The research question is the one that decides everything: what does it actually feel like to encounter evidence-based transparency, and what would make you trust it?
This is the difference between a standard you propose and a standard working in the world. By the Council of Europe presentation in September, the stack will arrive with a published reference implementation, three sessions of evidence about what happened when real people met the signal, a tested personal control surface, and a draft Code of Practice grounded in what those people needed, not only in what lawyers require.
What this is, and what comes next
This is a Code of Practice, not a new law. It makes the transparency that Convention 108+, the OECD, and the UN framework already require into something you can inspect: a receipt that travels with the interaction, a record a regulator can audit, a signal an individual can hold.
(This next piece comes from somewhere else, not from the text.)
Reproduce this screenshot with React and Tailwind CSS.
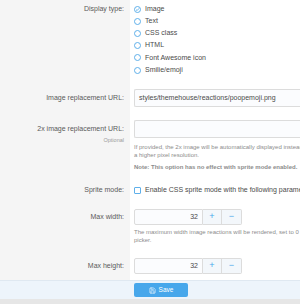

What comes next is a formal liaison between the Council of Europe, ISO/IEC WG5, and the UN system, focused on an Internet Transparency Code of Practice for cross-border processing, cross-border signalling conventions backed by verifiable records, and a shared interoperability profile that regulators can reference and implementers can deploy.
The outcome we are building toward is Transparency by Default as the default state of the internet: not because it is mandated, but because the infrastructure finally makes it the natural, verifiable, enforceable condition.
Consent you can prove. Data control you can see. AI you can hold accountable. A digital Forest Charter for the age of the Data Barons.